FIG. 11 illustrates computing performance of the tool by including dynamic effects introduced by mud motor. In an initial step (1100), model parameters such as inertial properties and elastic coefficients are precomputed. The next step (1102) is to initialize time and tool state. Then, in step (1104), internal and external forces and torques acting on the tool model are computed based on the current state, including the torque between the collar and rotor of the mud motor. Tool state is then updated based on the net forces and torques, including torsional, axial, and lateral effects due to the mud motor, as indicated in step (1106). Unless the simulation has reach a desired duration in terms of time length, as determined in step (1108), the time is incremented in step (1110) and flow returns to step (1104). Otherwise, if the simulation has run for a desired length of time then the procedure is considered finished.
While the invention is described through the above exemplary embodiments, it will be understood by those of ordinary skill in the art that modification to and variation of the illustrated embodiments may be made without departing from the inventive concepts herein disclosed. Moreover, while the preferred embodiments are described in connection with various illustrative structures, one skilled in the art will recognize that the system may be embodied using a variety of specific structures. Accordingly, the invention should not be viewed as limited except by the scope and spirit of the appended claims.

Claims (21)

1. A method for modeling vibration introduced to a drilling tool by a mud motor, comprising:
specifying a drill string including a plurality of sections of the mud motor wherein the plurality of sections comprise a power section, a transmission section and a bearing section wherein the transmission section mechanically communicates power from the power section to the bearing section;
developing vibration models of the plurality of sections of the mud motor:
computing torsional, axial and lateral vibration effects for the power section;
computing torsional, axial and lateral vibration effects for the bearing section;
computing axial vibration effects for the transmission section;
computing interactions between each of the plurality of sections to produce modeled vibration effects; and
controlling an aspect of drilling based at least in part on the modeled vibration effects.

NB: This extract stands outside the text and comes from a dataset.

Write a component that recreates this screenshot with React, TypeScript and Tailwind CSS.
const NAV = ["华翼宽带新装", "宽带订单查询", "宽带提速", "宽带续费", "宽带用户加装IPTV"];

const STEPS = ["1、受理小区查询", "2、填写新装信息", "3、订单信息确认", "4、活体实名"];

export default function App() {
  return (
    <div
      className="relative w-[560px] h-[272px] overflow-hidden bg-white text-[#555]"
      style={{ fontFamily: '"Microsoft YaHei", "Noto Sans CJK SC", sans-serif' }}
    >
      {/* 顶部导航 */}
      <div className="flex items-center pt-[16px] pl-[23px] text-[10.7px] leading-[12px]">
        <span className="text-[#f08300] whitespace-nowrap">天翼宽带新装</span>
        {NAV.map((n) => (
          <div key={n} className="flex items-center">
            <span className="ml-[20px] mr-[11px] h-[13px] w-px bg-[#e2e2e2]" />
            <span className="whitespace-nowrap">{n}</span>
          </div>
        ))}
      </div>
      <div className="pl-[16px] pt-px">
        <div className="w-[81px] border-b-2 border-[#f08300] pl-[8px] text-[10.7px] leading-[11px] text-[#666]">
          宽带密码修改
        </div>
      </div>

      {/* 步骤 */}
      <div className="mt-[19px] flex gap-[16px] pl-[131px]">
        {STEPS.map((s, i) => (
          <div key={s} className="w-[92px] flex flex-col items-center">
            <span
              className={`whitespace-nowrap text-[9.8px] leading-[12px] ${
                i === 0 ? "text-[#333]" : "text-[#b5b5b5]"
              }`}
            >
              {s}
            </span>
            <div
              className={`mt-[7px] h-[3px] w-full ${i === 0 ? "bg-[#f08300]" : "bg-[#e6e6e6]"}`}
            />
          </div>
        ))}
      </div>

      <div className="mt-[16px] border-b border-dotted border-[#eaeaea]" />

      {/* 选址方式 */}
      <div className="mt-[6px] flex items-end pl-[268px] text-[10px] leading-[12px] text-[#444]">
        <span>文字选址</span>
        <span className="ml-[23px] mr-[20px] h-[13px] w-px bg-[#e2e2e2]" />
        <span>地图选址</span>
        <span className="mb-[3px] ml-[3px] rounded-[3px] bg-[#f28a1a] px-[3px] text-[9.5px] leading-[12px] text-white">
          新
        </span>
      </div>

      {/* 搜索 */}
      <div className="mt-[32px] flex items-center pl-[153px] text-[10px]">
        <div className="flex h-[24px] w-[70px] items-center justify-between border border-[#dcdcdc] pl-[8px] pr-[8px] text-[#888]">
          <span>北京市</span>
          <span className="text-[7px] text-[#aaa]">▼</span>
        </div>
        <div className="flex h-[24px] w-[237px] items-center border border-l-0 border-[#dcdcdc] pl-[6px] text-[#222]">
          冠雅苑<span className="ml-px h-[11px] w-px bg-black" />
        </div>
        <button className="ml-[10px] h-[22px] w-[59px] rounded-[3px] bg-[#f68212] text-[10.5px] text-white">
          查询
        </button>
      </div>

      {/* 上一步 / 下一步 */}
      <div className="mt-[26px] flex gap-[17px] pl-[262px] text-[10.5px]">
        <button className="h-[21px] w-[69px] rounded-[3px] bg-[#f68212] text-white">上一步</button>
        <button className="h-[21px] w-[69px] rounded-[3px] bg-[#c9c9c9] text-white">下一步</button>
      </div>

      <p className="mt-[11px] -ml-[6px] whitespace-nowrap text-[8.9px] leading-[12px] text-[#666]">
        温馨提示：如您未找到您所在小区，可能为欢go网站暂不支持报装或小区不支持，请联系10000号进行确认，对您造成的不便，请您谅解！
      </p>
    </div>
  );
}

2. The method of claim 1 wherein equipment is run below the mud motor, between the mud motor and a drill bit, and further including modeling an operational environment below the mud motor.

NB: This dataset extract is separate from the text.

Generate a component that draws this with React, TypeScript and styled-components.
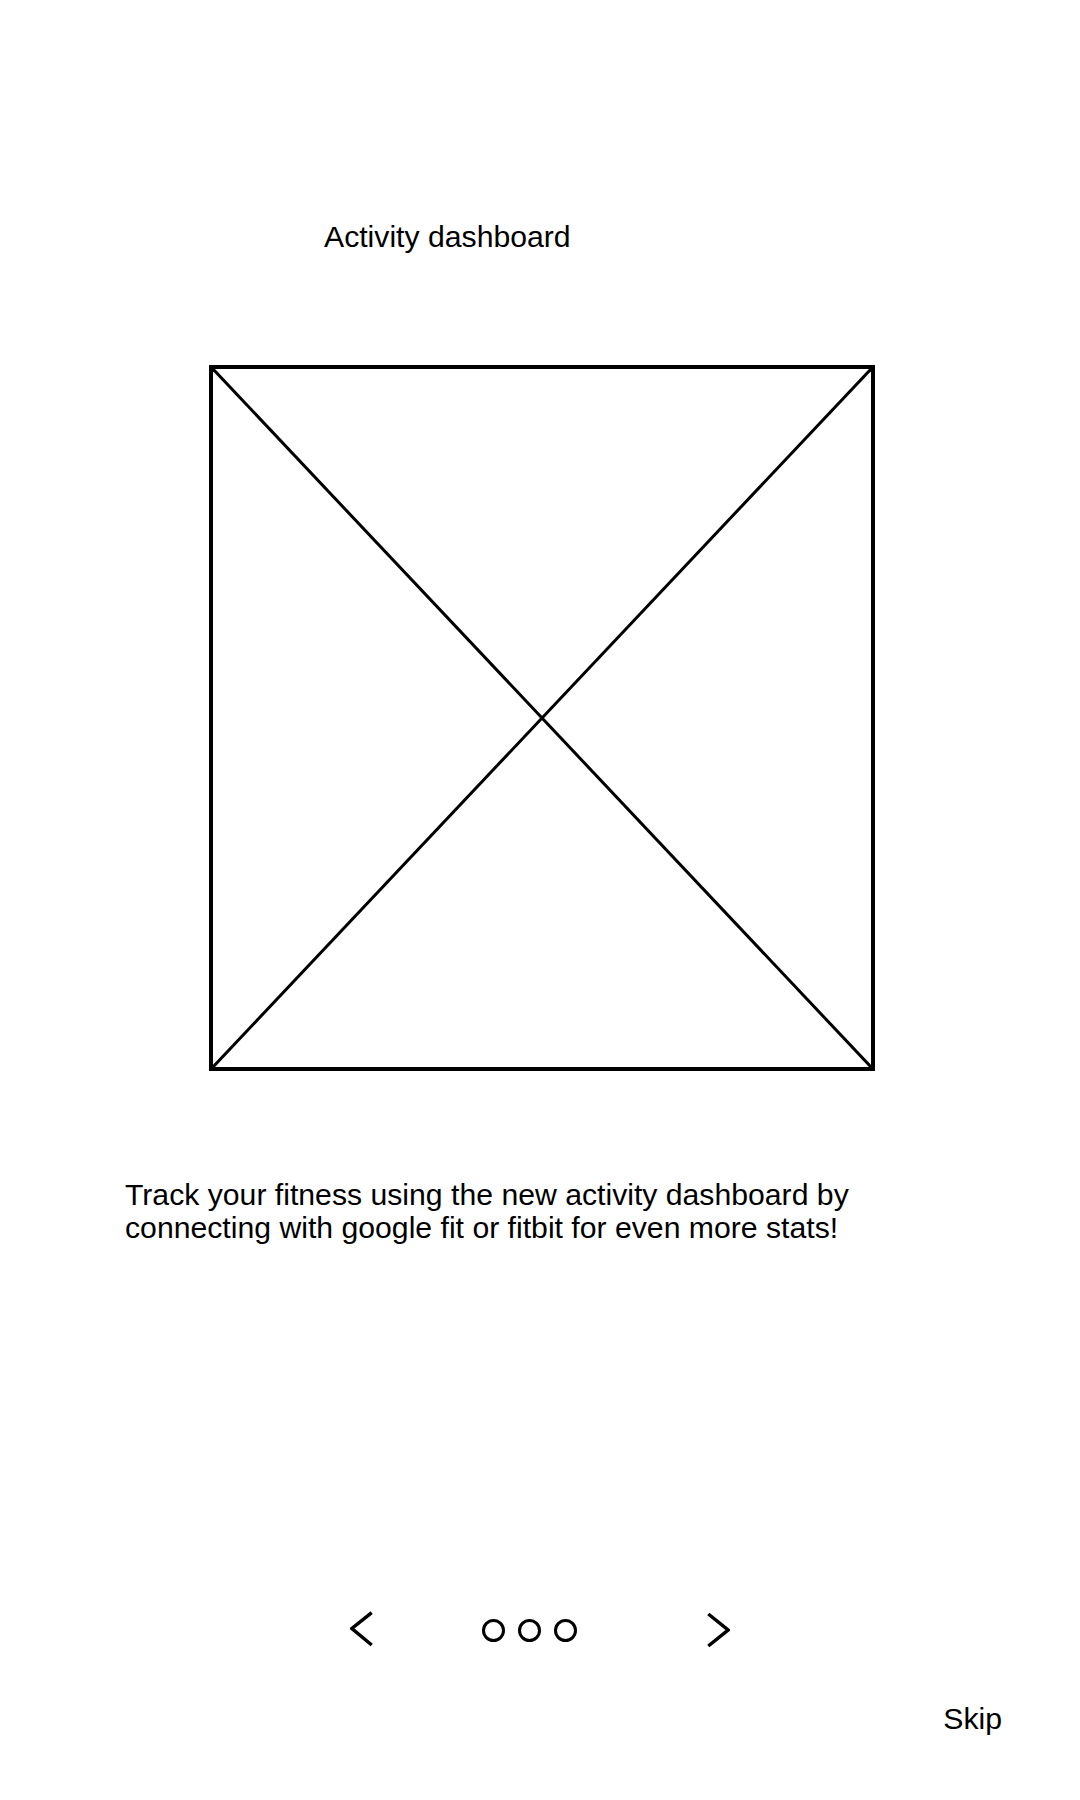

3. The method of claim 1 wherein the bearing section includes a thrust bearing.
4. The method of claim 1 wherein the power section includes a stator and a rotor, and further including computing torsional interaction between the stator and the rotor.

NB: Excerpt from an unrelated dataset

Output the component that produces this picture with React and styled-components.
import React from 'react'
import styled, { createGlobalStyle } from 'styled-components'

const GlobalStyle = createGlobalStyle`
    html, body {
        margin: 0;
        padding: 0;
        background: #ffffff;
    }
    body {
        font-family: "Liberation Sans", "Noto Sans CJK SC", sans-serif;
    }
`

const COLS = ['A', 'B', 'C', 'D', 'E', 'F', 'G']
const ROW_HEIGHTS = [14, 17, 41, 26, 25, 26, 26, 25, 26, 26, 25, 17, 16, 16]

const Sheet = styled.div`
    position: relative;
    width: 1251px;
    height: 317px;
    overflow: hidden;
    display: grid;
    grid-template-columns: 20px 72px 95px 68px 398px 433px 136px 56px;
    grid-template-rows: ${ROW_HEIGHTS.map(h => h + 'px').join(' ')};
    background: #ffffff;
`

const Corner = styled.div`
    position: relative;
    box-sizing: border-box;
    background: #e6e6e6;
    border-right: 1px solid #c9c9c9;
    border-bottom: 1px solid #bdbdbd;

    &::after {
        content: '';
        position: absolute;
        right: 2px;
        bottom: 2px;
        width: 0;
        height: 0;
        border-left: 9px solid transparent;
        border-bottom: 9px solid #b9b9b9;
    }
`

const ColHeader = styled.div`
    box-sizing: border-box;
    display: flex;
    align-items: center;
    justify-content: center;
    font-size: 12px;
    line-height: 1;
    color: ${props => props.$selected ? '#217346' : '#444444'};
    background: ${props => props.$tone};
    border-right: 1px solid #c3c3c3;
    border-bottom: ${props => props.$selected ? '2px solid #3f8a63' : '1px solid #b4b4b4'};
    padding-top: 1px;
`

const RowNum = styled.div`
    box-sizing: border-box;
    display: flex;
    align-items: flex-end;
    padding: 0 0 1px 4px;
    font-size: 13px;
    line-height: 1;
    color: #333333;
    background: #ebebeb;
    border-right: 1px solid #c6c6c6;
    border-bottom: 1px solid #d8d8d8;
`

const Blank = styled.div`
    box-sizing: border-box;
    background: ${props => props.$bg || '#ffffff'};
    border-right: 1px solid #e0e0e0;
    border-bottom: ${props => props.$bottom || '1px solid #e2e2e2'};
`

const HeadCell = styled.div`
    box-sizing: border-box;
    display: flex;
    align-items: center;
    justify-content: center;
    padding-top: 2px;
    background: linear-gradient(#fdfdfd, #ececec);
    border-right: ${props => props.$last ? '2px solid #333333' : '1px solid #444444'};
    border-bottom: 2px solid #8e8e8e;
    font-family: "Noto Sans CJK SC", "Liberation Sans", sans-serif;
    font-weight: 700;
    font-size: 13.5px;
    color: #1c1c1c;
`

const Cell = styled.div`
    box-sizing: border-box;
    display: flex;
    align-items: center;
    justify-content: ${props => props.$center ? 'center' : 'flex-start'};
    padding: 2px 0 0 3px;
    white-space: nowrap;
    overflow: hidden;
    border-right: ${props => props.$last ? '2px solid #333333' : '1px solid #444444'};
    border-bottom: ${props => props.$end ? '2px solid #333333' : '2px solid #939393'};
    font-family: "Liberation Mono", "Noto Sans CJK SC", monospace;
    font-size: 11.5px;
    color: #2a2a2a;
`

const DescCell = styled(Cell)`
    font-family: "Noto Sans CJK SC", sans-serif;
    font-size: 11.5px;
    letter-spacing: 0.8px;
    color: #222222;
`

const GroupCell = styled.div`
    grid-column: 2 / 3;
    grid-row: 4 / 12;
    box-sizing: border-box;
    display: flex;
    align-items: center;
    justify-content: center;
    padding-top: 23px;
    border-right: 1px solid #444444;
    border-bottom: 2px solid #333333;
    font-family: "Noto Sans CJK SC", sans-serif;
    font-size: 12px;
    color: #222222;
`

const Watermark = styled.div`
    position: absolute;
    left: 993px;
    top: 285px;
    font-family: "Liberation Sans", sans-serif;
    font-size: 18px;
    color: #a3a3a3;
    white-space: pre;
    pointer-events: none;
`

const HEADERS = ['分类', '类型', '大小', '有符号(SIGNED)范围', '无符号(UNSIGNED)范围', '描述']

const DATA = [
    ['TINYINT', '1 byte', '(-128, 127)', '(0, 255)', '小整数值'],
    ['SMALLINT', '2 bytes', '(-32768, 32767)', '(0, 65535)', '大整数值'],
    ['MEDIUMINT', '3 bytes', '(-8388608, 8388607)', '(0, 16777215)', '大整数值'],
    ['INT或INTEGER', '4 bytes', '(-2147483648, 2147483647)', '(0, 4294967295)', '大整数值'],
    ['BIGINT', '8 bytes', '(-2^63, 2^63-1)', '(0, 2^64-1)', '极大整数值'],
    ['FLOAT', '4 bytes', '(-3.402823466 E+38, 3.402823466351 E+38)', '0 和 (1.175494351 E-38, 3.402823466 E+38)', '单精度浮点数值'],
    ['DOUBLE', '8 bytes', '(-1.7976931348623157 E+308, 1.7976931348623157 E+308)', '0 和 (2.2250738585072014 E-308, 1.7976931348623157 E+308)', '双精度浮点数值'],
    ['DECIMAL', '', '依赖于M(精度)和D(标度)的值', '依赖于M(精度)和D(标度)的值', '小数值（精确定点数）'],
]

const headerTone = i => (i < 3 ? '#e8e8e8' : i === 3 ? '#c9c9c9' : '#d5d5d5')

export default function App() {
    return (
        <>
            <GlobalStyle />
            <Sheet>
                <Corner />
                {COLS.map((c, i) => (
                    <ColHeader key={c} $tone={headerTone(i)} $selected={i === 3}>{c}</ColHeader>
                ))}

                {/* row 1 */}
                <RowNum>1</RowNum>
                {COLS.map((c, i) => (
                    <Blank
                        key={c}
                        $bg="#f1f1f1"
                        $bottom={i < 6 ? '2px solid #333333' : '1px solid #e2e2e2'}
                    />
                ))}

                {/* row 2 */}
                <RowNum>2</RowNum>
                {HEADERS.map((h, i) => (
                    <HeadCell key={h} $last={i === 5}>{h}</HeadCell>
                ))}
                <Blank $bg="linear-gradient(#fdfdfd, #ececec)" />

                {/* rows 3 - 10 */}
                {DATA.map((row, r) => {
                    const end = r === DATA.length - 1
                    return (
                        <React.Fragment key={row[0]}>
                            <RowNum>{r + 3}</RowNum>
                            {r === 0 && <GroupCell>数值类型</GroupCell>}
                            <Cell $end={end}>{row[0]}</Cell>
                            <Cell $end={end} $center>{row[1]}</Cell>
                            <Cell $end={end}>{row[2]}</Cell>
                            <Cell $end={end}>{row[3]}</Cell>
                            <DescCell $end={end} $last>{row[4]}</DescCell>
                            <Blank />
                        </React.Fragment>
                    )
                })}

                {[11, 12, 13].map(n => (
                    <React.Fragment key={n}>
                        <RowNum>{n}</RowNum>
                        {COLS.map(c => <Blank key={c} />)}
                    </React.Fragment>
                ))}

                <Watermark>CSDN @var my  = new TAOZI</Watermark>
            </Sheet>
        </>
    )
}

5. The method of claim 4 further including computing lateral excitation of the stator due to nutation of the rotor as it turns.
6. The method of claim 1 further including modeling the drilling tool as a discrete number of segments, each segment individually modeled as a rigid body, wherein adjacent segments are modeled as being connected through a set of springs that constrain relative motion between the segments.
7. The method of claim 6 further including computing spring constants based on local cross sections of the tool, length of the segments, and elastic properties of collar material.
8. Apparatus for enhancing drilling with a drilling tool, comprising:
a mud motor comprising a plurality of sections including a power section, a transmission section and a bearing section wherein the transmission section mechanically communicates power from the power section to the bearing section;
at least one sensor that collects raw vibration data proximate to the mud motor;
a device that operates in response to the vibration data from the at least one sensor to:
model vibrations of the plurality of sections of the mud motor:
compute torsional, axial and lateral vibration effects for the power section;
compute torsional, axial and lateral vibration effects for the bearing section;
compute axial vibration effects for the transmission section; compute interactions between each of the sections to produce modeled vibration effects; and
control an aspect of drilling based at least in part on the modeled vibration effects.
9. The apparatus of claim 8 wherein equipment is run below the mud motor, between the mud motor and a drill bit, and wherein the device models an operational environment below the mud motor.
10. The apparatus of claim 8 wherein bearing section includes a thrust bearing.
11. The apparatus of claim 8 wherein the power section includes a stator and a rotor, and the device models torsional interaction between the stator and the rotor.
12. The apparatus of claim 8 wherein the device models lateral excitation of the stator due to nutation of the rotor as it turns using a center of mass position preservation approach.
13. The apparatus of claim 8 wherein the device models the drilling tool as a discrete number of segments, each individually modeled as a rigid body, wherein adjacent segments are modeled as being connected through a set of springs that constrain relative motion between the segments.
14. The apparatus of claim 13 further including computing spring constants based on local cross sections of the tool, length of the segments, and elastic properties of collar material.
15. A computer program product, comprising a non-transitory computer readable medium having computer executable instructions embodied therein, said computer executable instructions when executed by a computer implement a method for modeling vibration effects introduced to a drilling tool by a mud motor, said method comprising:
obtaining data from a drill string including a plurality of sections of the mud motor wherein the plurality of sections comprise a power section, a transmission section and a bearing section wherein the transmission section mechanically communicates power from the power section to the bearing section;
developing vibration models of the plurality of sections of the mud motor:
computing torsional, axial and lateral vibration effects for the power section;
computing torsional, axial and lateral vibration effects for the bearing section;
computing axial vibration effects for the transmission section;
computing interactions between each of the sections to produce modeled vibration effects; and
controlling an aspect of drilling based at least in part on the modeled vibration effects.
16. The computer program product of claim 15 where equipment is run below the mud motor, between the mud motor and a drill bit, the method further including modeling an operational environment below the mud motor.
17. The computer program product of claim 15 wherein the bearing section includes a thrust bearing.
18. The computer program product of claim 15 wherein the power section includes a stator and a rotor, and the method further including computing torsional interaction between the stator and the rotor.
19. The computer program product of claim 18, the method further including computing lateral excitation of the stator due to nutation of the rotor as it turns using a center of mass position preservation approach.
20. The computer program product of claim 15, the method further including modeling the drilling tool as a discrete number of segments, each segment individually modeled as a rigid body, wherein adjacent segments are modeled as being connected through a set of springs that constrain relative motion between the segments.
21. The computer program product of claim 20, the method further including computing spring constants based on local cross sections of the tool, length of the segments, and elastic properties of collar material.